但走之前,他會留下當地中介或市民的電話,“有房源就和我們說,我給你豐厚的報酬”。
“只要遇見一萬元之下的,閉著眼睛就要買,絕不遲疑”,這就是朔風在雄安的“出手邏輯”。
前往安新縣的路上,朔風看到路邊停著一輛車,上面貼著兩張房產信息的紙。
這兩張不起眼的紙,卻讓所有的炒房車隊駐足——這是一些私自售房的中介正在守株待兔。
人群聚集,很快有售樓小姐出來,疏散了人群。
明里暗里,多股勢力在博弈。
每到一個炒房團聚集之地,大家都會相互加微信,拉群,“大家組團買啊,團購更便宜”。
但這個表面上的同盟,卻有著隨時分崩離析的風險——利益鏈條,從來都不是穩固的。
入夜之后,出了縣城,天地陷入一片黑暗之中。
朔風帶領大家,尋著燈光走到了一片小樹林,看到一排“京牌”的車,車下聚著一大波人。朔風一走近,他們就再無聲息。
朔風敏銳地察覺,這附近一定有房。
“是有房嗎?”朔風問。
“沒有沒有”,所有人避之不及,一臉嫌棄。
朔風憤憤帶著大家離去。
在微信群里,有人說找到一處房,準備采取“農村包圍城市的策略”,卻無論如何都不愿意透露地址,“怕人多,來搶”。

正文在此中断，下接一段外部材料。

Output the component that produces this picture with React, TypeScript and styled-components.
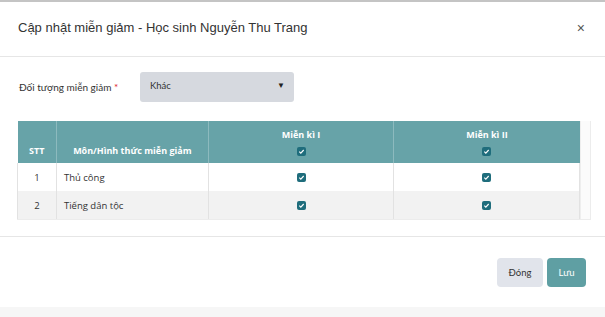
import styled, { createGlobalStyle } from "styled-components";

const GlobalStyle = createGlobalStyle`
  html, body {
    margin: 0;
    padding: 0;
    background: #ffffff;
  }
  body {
    width: 605px;
    height: 317px;
    overflow: hidden;
  }
`;

const rows = [
  { stt: 1, name: "Thủ công", k1: true, k2: true },
  { stt: 2, name: "Tiếng dân tộc", k1: true, k2: true },
];

const Modal = styled.div`
  width: 605px;
  height: 307px;
  border-top: 2px solid #c4c4c4;
  background: #fff;
  display: flex;
  flex-direction: column;
  box-sizing: border-box;
`;

const Backdrop = styled.div`
  height: 10px;
  background: #f6f6f6;
`;

const Header = styled.div`
  height: 55px;
  display: flex;
  align-items: center;
  justify-content: space-between;
  padding: 0 20px 0 18px;
  border-bottom: 1px solid #e6e6e6;
  box-sizing: border-box;
`;

const Title = styled.h4`
  margin: 0;
  padding-bottom: 3px;
  font-family: "Liberation Sans", Arial, sans-serif;
  font-weight: 400;
  font-size: 13px;
  color: #333;
`;

const Close = styled.button`
  border: none;
  background: none;
  padding: 0 0 2px;
  font-family: "Liberation Sans", Arial, sans-serif;
  font-size: 14px;
  font-weight: 400;
  color: #555;
  line-height: 1;
  cursor: pointer;
`;

const Body = styled.div`
  padding: 15px 14px 0 17px;
  height: 180px;
  border-bottom: 1px solid #e6e6e6;
  box-sizing: border-box;
`;

const FormRow = styled.div`
  display: flex;
  align-items: center;
  height: 30px;
`;

const Label = styled.label`
  width: 121px;
  padding-left: 2px;
  font-family: Lato, "Open Sans", sans-serif;
  font-size: 10px;
  color: #333;
`;

const Required = styled.span`
  color: #e0242b;
`;

const Select = styled.div`
  width: 154px;
  height: 30px;
  background: #d6d9df;
  border-radius: 3px;
  display: flex;
  align-items: center;
  justify-content: space-between;
  padding: 0 9px 4px 10px;
  box-sizing: border-box;
  font-family: Lato, "Open Sans", sans-serif;
  font-size: 9.5px;
  color: #333;
`;

const Caret = styled.span`
  font-size: 8px;
  color: #222;
`;

const TableWrap = styled.div`
  margin-top: 19px;
  width: 574px;
  display: flex;
  border-right: 1px solid #ececec;
  border-bottom: 1px solid #ececec;
  box-sizing: border-box;
`;

const Table = styled.table`
  width: 563px;
  border-collapse: collapse;
  font-family: "Open Sans", sans-serif;
  font-size: 9.5px;
  color: #333;
`;

const Gutter = styled.div`
  flex: 1;
  background: #fbfbfb;
  border-left: 1px solid #eeeeee;
`;

const Th = styled.th<{ $w: number; $top?: boolean }>`
  width: ${(p) => p.$w}px;
  height: 42px;
  background: #67a3a8;
  color: #fff;
  font-weight: 700;
  font-size: 9px;
  vertical-align: ${(p) => (p.$top ? "top" : "bottom")};
  padding: ${(p) => (p.$top ? "7px 0 0" : "0 0 6px")};
  border-right: 1px solid #8dbabe;
  box-sizing: border-box;
  &:last-child {
    border-right: none;
  }
`;

const HeadStack = styled.div`
  display: flex;
  flex-direction: column;
  align-items: center;
  gap: 6px;
`;

const Tr = styled.tr<{ $alt?: boolean }>`
  background: ${(p) => (p.$alt ? "#f2f2f2" : "#fff")};
`;

const Td = styled.td<{ $align?: string }>`
  height: 28px;
  padding: 0 0 0 ${(p) => (p.$align === "left" ? "7px" : "0")};
  text-align: ${(p) => p.$align || "center"};
  border-right: 1px solid #e2e2e2;
  border-left: 1px solid #e2e2e2;
  box-sizing: border-box;
`;

const Box = styled.span`
  display: inline-flex;
  align-items: center;
  justify-content: center;
  width: 9px;
  height: 9px;
  border-radius: 2px;
  background: #1f6d7c;
  vertical-align: middle;
`;

const Check = () => (
  <Box>
    <svg width="7" height="7" viewBox="0 0 8 8">
      <path d="M1.5 4.2 L3.2 5.8 L6.5 2.3" fill="none" stroke="#fff" strokeWidth="1.3" />
    </svg>
  </Box>
);

const Footer = styled.div`
  flex: 1;
  display: flex;
  justify-content: flex-end;
  align-items: flex-start;
  gap: 4px;
  padding: 21px 19px 0 0;
`;

const Button = styled.button<{ $primary?: boolean }>`
  height: 29px;
  width: ${(p) => (p.$primary ? "39px" : "46px")};
  padding: 0;
  border: none;
  border-radius: 4px;
  background: ${(p) => (p.$primary ? "#5f9fa3" : "#e1e4eb")};
  color: ${(p) => (p.$primary ? "#fff" : "#333")};
  font-family: Lato, "Open Sans", sans-serif;
  font-size: 9.5px;
  font-weight: 400;
  cursor: pointer;
`;

export default function App() {
  return (
    <>
      <GlobalStyle />
      <Modal>
        <Header>
          <Title>Cập nhật miễn giảm - Học sinh Nguyễn Thu Trang</Title>
          <Close>×</Close>
        </Header>
        <Body>
          <FormRow>
            <Label>
              Đối tượng miễn giảm <Required>*</Required>
            </Label>
            <Select>
              <span>Khác</span>
              <Caret>▼</Caret>
            </Select>
          </FormRow>
          <TableWrap>
            <Table>
              <thead>
                <tr>
                  <Th $w={39}>STT</Th>
                  <Th $w={152}>Môn/Hình thức miễn giảm</Th>
                  <Th $w={186} $top>
                    <HeadStack>
                      <span>Miễn kì I</span>
                      <Check />
                    </HeadStack>
                  </Th>
                  <Th $w={186} $top>
                    <HeadStack>
                      <span>Miễn kì II</span>
                      <Check />
                    </HeadStack>
                  </Th>
                </tr>
              </thead>
              <tbody>
                {rows.map((r, i) => (
                  <Tr key={r.stt} $alt={i % 2 === 1}>
                    <Td>{r.stt}</Td>
                    <Td $align="left">{r.name}</Td>
                    <Td>{r.k1 && <Check />}</Td>
                    <Td>{r.k2 && <Check />}</Td>
                  </Tr>
                ))}
              </tbody>
            </Table>
            <Gutter />
          </TableWrap>
        </Body>
        <Footer>
          <Button>Đóng</Button>
          <Button $primary>Lưu</Button>
        </Footer>
      </Modal>
      <Backdrop />
    </>
  );
}
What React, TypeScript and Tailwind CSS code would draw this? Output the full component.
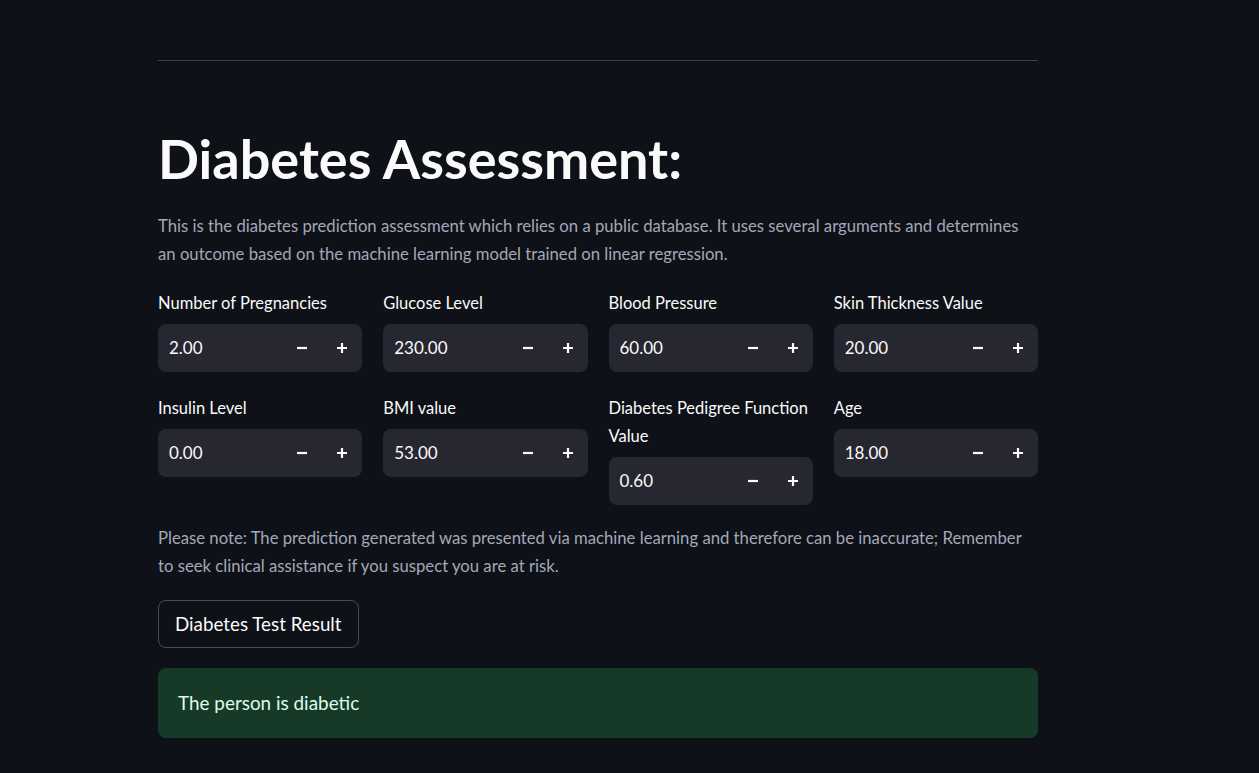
import React from 'react';

const fields = [
  { label: 'Number of Pregnancies', value: '2.00' },
  { label: 'Glucose Level', value: '230.00' },
  { label: 'Blood Pressure', value: '60.00' },
  { label: 'Skin Thickness Value', value: '20.00' },
  { label: 'Insulin Level', value: '0.00' },
  { label: 'BMI value', value: '53.00' },
  { label: 'Diabetes Pedigree Function Value', value: '0.60' },
  { label: 'Age', value: '18.00' },
];

const NumberInput = ({ label, value }: { label: string; value: string }) => (
  <div className="flex flex-col">
    <label className="text-[16.5px] leading-[28px] text-[#fafafa] mb-[7px]">{label}</label>
    <div className="flex items-center h-[48px] rounded-lg bg-[#262730]">
      <span className="flex-1 pl-[11px] text-[17px] text-[#fafafa]">{value}</span>
      <button className="w-[40px] h-full flex items-center justify-center text-[#fafafa]">
        <svg width="12" height="12" viewBox="0 0 12 12">
          <path d="M1 6h10" stroke="currentColor" strokeWidth="2.2" />
        </svg>
      </button>
      <button className="w-[40px] h-full flex items-center justify-center text-[#fafafa]">
        <svg width="12" height="12" viewBox="0 0 12 12">
          <path d="M1 6h10M6 1v10" stroke="currentColor" strokeWidth="2.2" />
        </svg>
      </button>
    </div>
  </div>
);

export default function App() {
  return (
    <div className="min-h-screen bg-[#0e1117] font-['Lato','Noto_Sans',sans-serif]">
      <div className="w-[880px] ml-[158px] pt-[60px]">
        <hr className="border-0 h-px bg-[#3d4048]" />

        <h1 className="mt-[66px] text-[54px] leading-[64px] font-bold text-[#fafafa]">
          Diabetes Assessment:
        </h1>

        <p className="mt-[21px] text-[16.7px] leading-[28px] text-[#a3a8b8]">
          This is the diabetes prediction assessment which relies on a public database. It uses several arguments and determines an outcome based on the machine learning model trained on linear regression.
        </p>

        <div className="mt-[21px] grid grid-cols-4 gap-x-[21px] gap-y-[22px] items-start">
          {fields.map((f) => (
            <NumberInput key={f.label} label={f.label} value={f.value} />
          ))}
        </div>

        <p className="mt-[19px] text-[16.7px] leading-[28px] text-[#a3a8b8]">
          Please note: The prediction generated was presented via machine learning and therefore can be inaccurate; Remember to seek clinical assistance if you suspect you are at risk.
        </p>

        <button className="mt-[20px] h-[48px] px-[16px] rounded-lg border border-[#4a4c55] text-[18.8px] text-[#fafafa]">
          Diabetes Test Result
        </button>

        <div className="mt-[20px] h-[70px] rounded-lg bg-[#173928] flex items-center px-[20px] text-[18.9px] text-[#dffde9]">
          The person is diabetic
        </div>
      </div>
    </div>
  );
}
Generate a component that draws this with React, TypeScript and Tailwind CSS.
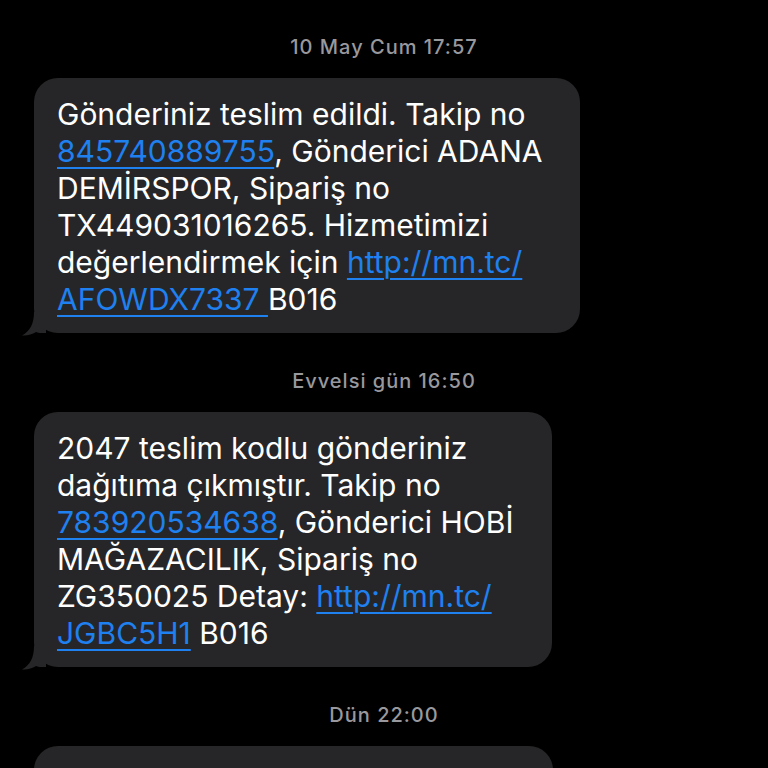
import React from 'react';

type Part = string | { link: string };
type Line = Part[];

const MESSAGES: { stamp: string; width: string; lines: Line[] }[] = [
  {
    stamp: '10 May Cum 17:57',
    width: 'w-[546px]',
    lines: [
      ['Gönderiniz teslim edildi. Takip no'],
      [{ link: '845740889755' }, ', Gönderici ADANA'],
      ['DEMİRSPOR, Sipariş no'],
      ['TX449031016265. Hizmetimizi'],
      ['değerlendirmek için ', { link: 'http://mn.tc/' }],
      [{ link: 'AFOWDX7337 ' }, 'B016'],
    ],
  },
  {
    stamp: 'Evvelsi gün 16:50',
    width: 'w-[518px]',
    lines: [
      ['2047 teslim kodlu gönderiniz'],
      ['dağıtıma çıkmıştır. Takip no'],
      [{ link: '783920534638' }, ', Gönderici HOBİ'],
      ['MAĞAZACILIK, Sipariş no'],
      ['ZG350025 Detay: ', { link: 'http://mn.tc/' }],
      [{ link: 'JGBC5H1' }, ' B016'],
    ],
  },
];

function Tail() {
  return (
    <svg
      className="absolute -left-[12px] -bottom-[3px]"
      width="24"
      height="24"
      viewBox="0 0 24 24"
      aria-hidden
    >
      <path
        d="M12 0 C12 12 8 19 0 23.5 C5 24 10 22.5 14 20 C16 21 18 21 24 21 L24 0 Z"
        fill="#262628"
      />
    </svg>
  );
}

function Stamp({ text }: { text: string }) {
  return (
    <div className="h-5 text-center text-[20px] leading-5 tracking-[1px] font-medium text-[#98989d]">
      {text}
    </div>
  );
}

function Bubble({ width, lines }: { width: string; lines: Line[] }) {
  return (
    <div className={`relative ml-[34px] ${width} rounded-[24px] bg-[#262628] pl-[23px] pt-[18px] pb-[15px]`}>
      <Tail />
      <p className="relative whitespace-nowrap text-[30px] leading-[37px] text-white">
        {lines.map((line, i) => (
          <span key={i} className="block">
            {line.map((part, j) =>
              typeof part === 'string' ? (
                <span key={j}>{part}</span>
              ) : (
                <a
                  key={j}
                  className="text-[#1f80f0] underline decoration-2 underline-offset-[5px]"
                >
                  {part.link}
                </a>
              ),
            )}
          </span>
        ))}
      </p>
    </div>
  );
}

export default function App() {
  return (
    <div className="h-[768px] w-[768px] overflow-hidden bg-black font-['Inter',sans-serif] antialiased">
      <div className="pt-[37px]">
        {MESSAGES.map((m, i) => (
          <div key={i} className={i > 0 ? 'pt-[38px]' : ''}>
            <Stamp text={m.stamp} />
            <div className="mt-[21px]">
              <Bubble width={m.width} lines={m.lines} />
            </div>
          </div>
        ))}
        <div className="pt-[38px]">
          <Stamp text="Dün 22:00" />
          <div className="mt-[21px] ml-[34px] h-[80px] w-[519px] rounded-[24px] bg-[#262628]" />
        </div>
      </div>
    </div>
  );
}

所有的人,就如奪食的野獸般,為了圍獵而聚集,為了獨食而撕咬。
04 圍剿周邊
最終朔風還是放棄了雄安三縣。
多位中介透露,大產權房的二手房,居然從幾千,生生炒到了“3萬”。
“據說溫州炒房團也過來了,在這里租下了一個大院,帶著幾億的現金,準備打個持久戰”,李煒稱。
“這已不是我們的戰場,我們這樣的散戶,既沒有關系,又沒有那么多錢,根本不是他們的對手”,朔風準備帶著大家轉戰周邊城市“霸州”。
雄安三縣的周邊,房價也在嗖嗖往上漲,用驚人地速度。
朔風打聽到,霸州的房價已從8000元,漲到了1.2萬。
而離雄縣只有20公里的白溝,昨天才七八千的房子,今天最高要價1.4萬元。
而火焰已燃燒到離雄安新區70多公里的涿州。
中介宋小峰今天接待了一個內蒙古老板,在知道雄安三縣沒有大產權房之后,開著一輛瑪莎拉蒂,帶著會計直奔涿州。
就在4月2日晚上10點,內蒙老板一口氣買下了涿州一個樓盤的8層樓,60多套房,總價7200萬。
“今天晚上已交了120萬的定金,明天付清首付50%的3600萬”,宋小峰稱。
而宋小峰的同事,大多也從雄縣撤離,轉戰涿州等新區。
“這是一個不眠之夜”,不論是朔風,還是宋小峰,都陷入極度興奮之中,他們準備通宵備戰,為了這個“千年難遇”的時機,向夜間偷偷開盤的樓盤進發。
這種極致而荒誕的大戲,就在這個曾經無人問津的小縣城中,瘋狂上演。
這場集體的狂歡,如此“食利”的瘋狂,實在是一種悲哀。
這背后,正是房價一波波的瘋狂,才讓炒房客們失了理性,被利益攪動的儒雅全失、吃相全無。
在這個小城,一眼看盡了中國萬象。
夕陽西下之時,在雄縣周邊的一片農田里,一位白發蒼蒼的老人,正在田頭鋤地,小城的瘋狂,似乎還與他無關。
他成了這個小城,最后樸實而靜謐的剪影。